== RECORDS FOR THE TASK ==
----------------
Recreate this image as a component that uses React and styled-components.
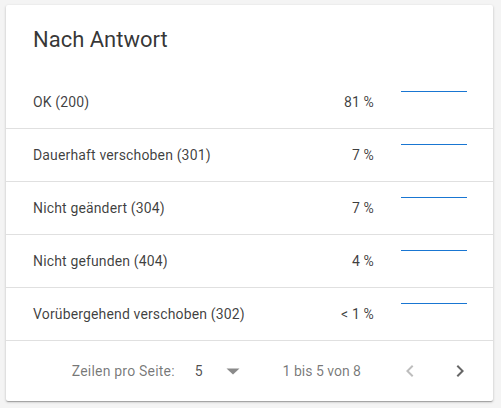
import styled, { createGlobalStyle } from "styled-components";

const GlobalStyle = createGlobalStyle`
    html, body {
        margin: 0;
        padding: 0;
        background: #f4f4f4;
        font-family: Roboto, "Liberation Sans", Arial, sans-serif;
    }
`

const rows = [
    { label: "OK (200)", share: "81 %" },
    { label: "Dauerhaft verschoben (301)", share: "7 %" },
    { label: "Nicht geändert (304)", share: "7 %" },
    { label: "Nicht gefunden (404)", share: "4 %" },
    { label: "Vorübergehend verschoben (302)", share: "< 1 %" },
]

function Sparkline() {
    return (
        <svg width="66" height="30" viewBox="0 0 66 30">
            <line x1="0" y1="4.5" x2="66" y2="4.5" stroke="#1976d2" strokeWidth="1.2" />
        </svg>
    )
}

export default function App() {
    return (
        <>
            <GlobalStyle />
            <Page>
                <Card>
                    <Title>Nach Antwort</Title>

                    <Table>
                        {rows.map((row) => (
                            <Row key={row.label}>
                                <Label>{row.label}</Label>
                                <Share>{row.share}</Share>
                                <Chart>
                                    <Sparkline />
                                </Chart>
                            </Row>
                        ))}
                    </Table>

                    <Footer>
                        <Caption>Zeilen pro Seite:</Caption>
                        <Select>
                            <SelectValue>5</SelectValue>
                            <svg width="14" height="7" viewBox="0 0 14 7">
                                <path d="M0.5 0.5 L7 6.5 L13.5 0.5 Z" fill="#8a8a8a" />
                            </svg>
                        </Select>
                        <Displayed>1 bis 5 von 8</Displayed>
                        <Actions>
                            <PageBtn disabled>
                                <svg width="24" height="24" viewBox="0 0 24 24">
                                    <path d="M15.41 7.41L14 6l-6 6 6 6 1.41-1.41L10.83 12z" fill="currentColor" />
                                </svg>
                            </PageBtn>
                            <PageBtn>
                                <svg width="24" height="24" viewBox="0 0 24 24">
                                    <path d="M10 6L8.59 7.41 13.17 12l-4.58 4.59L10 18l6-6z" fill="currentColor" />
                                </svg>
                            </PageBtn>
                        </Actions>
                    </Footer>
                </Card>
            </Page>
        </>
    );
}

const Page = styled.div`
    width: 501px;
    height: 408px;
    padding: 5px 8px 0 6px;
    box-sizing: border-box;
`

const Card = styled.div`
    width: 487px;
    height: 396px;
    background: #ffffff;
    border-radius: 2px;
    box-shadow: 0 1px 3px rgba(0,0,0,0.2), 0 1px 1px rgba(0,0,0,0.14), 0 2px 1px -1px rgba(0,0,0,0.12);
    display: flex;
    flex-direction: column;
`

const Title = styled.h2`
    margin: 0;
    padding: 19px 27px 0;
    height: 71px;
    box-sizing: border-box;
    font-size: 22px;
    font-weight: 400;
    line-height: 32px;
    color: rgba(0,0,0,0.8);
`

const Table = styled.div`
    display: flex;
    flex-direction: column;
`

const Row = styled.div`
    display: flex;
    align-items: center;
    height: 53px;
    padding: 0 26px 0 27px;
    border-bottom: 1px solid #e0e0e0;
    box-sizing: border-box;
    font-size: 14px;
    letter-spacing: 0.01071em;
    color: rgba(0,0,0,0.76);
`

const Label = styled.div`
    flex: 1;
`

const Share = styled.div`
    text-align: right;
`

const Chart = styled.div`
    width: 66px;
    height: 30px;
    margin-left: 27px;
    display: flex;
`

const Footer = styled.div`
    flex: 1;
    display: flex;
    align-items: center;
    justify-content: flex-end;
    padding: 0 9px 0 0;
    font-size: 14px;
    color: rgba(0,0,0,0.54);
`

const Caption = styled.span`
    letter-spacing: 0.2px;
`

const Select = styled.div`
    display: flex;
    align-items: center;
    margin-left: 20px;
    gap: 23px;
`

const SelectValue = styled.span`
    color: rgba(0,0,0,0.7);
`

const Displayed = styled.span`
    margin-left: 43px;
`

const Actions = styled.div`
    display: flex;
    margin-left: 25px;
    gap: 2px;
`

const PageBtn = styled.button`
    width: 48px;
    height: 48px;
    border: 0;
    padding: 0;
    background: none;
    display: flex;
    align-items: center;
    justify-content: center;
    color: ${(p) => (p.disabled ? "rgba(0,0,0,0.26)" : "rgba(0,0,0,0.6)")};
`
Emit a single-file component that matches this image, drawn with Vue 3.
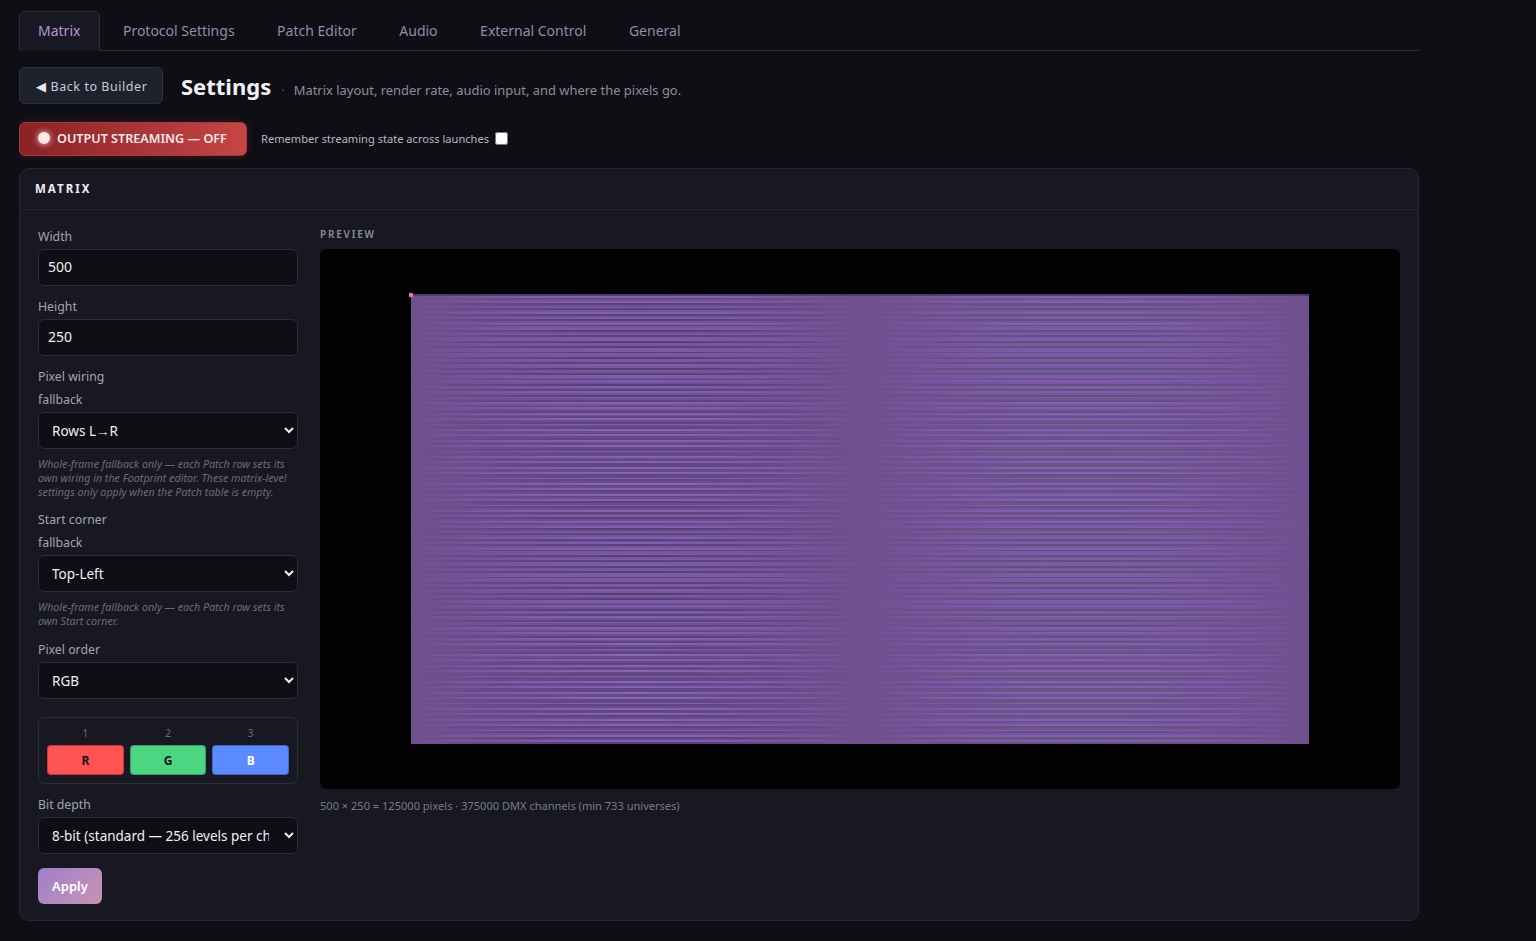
----------------
== THE EXERCISE ==
Retype each record exactly as it stands, but do not include the pictures.

== WRITTEN ANSWER ==
Recreate this image as a component that uses React and styled-components.
import styled, { createGlobalStyle } from "styled-components";

const GlobalStyle = createGlobalStyle`
    html, body {
        margin: 0;
        padding: 0;
        background: #f4f4f4;
        font-family: Roboto, "Liberation Sans", Arial, sans-serif;
    }
`

const rows = [
    { label: "OK (200)", share: "81 %" },
    { label: "Dauerhaft verschoben (301)", share: "7 %" },
    { label: "Nicht geändert (304)", share: "7 %" },
    { label: "Nicht gefunden (404)", share: "4 %" },
    { label: "Vorübergehend verschoben (302)", share: "< 1 %" },
]

function Sparkline() {
    return (
        <svg width="66" height="30" viewBox="0 0 66 30">
            <line x1="0" y1="4.5" x2="66" y2="4.5" stroke="#1976d2" strokeWidth="1.2" />
        </svg>
    )
}

export default function App() {
    return (
        <>
            <GlobalStyle />
            <Page>
                <Card>
                    <Title>Nach Antwort</Title>

                    <Table>
                        {rows.map((row) => (
                            <Row key={row.label}>
                                <Label>{row.label}</Label>
                                <Share>{row.share}</Share>
                                <Chart>
                                    <Sparkline />
                                </Chart>
                            </Row>
                        ))}
                    </Table>

                    <Footer>
                        <Caption>Zeilen pro Seite:</Caption>
                        <Select>
                            <SelectValue>5</SelectValue>
                            <svg width="14" height="7" viewBox="0 0 14 7">
                                <path d="M0.5 0.5 L7 6.5 L13.5 0.5 Z" fill="#8a8a8a" />
                            </svg>
                        </Select>
                        <Displayed>1 bis 5 von 8</Displayed>
                        <Actions>
                            <PageBtn disabled>
                                <svg width="24" height="24" viewBox="0 0 24 24">
                                    <path d="M15.41 7.41L14 6l-6 6 6 6 1.41-1.41L10.83 12z" fill="currentColor" />
                                </svg>
                            </PageBtn>
                            <PageBtn>
                                <svg width="24" height="24" viewBox="0 0 24 24">
                                    <path d="M10 6L8.59 7.41 13.17 12l-4.58 4.59L10 18l6-6z" fill="currentColor" />
                                </svg>
                            </PageBtn>
                        </Actions>
                    </Footer>
                </Card>
            </Page>
        </>
    );
}

const Page = styled.div`
    width: 501px;
    height: 408px;
    padding: 5px 8px 0 6px;
    box-sizing: border-box;
`

const Card = styled.div`
    width: 487px;
    height: 396px;
    background: #ffffff;
    border-radius: 2px;
    box-shadow: 0 1px 3px rgba(0,0,0,0.2), 0 1px 1px rgba(0,0,0,0.14), 0 2px 1px -1px rgba(0,0,0,0.12);
    display: flex;
    flex-direction: column;
`

const Title = styled.h2`
    margin: 0;
    padding: 19px 27px 0;
    height: 71px;
    box-sizing: border-box;
    font-size: 22px;
    font-weight: 400;
    line-height: 32px;
    color: rgba(0,0,0,0.8);
`

const Table = styled.div`
    display: flex;
    flex-direction: column;
`

const Row = styled.div`
    display: flex;
    align-items: center;
    height: 53px;
    padding: 0 26px 0 27px;
    border-bottom: 1px solid #e0e0e0;
    box-sizing: border-box;
    font-size: 14px;
    letter-spacing: 0.01071em;
    color: rgba(0,0,0,0.76);
`

const Label = styled.div`
    flex: 1;
`

const Share = styled.div`
    text-align: right;
`

const Chart = styled.div`
    width: 66px;
    height: 30px;
    margin-left: 27px;
    display: flex;
`

const Footer = styled.div`
    flex: 1;
    display: flex;
    align-items: center;
    justify-content: flex-end;
    padding: 0 9px 0 0;
    font-size: 14px;
    color: rgba(0,0,0,0.54);
`

const Caption = styled.span`
    letter-spacing: 0.2px;
`

const Select = styled.div`
    display: flex;
    align-items: center;
    margin-left: 20px;
    gap: 23px;
`

const SelectValue = styled.span`
    color: rgba(0,0,0,0.7);
`

const Displayed = styled.span`
    margin-left: 43px;
`

const Actions = styled.div`
    display: flex;
    margin-left: 25px;
    gap: 2px;
`

const PageBtn = styled.button`
    width: 48px;
    height: 48px;
    border: 0;
    padding: 0;
    background: none;
    display: flex;
    align-items: center;
    justify-content: center;
    color: ${(p) => (p.disabled ? "rgba(0,0,0,0.26)" : "rgba(0,0,0,0.6)")};
`
Emit a single-file component that matches this image, drawn with Vue 3.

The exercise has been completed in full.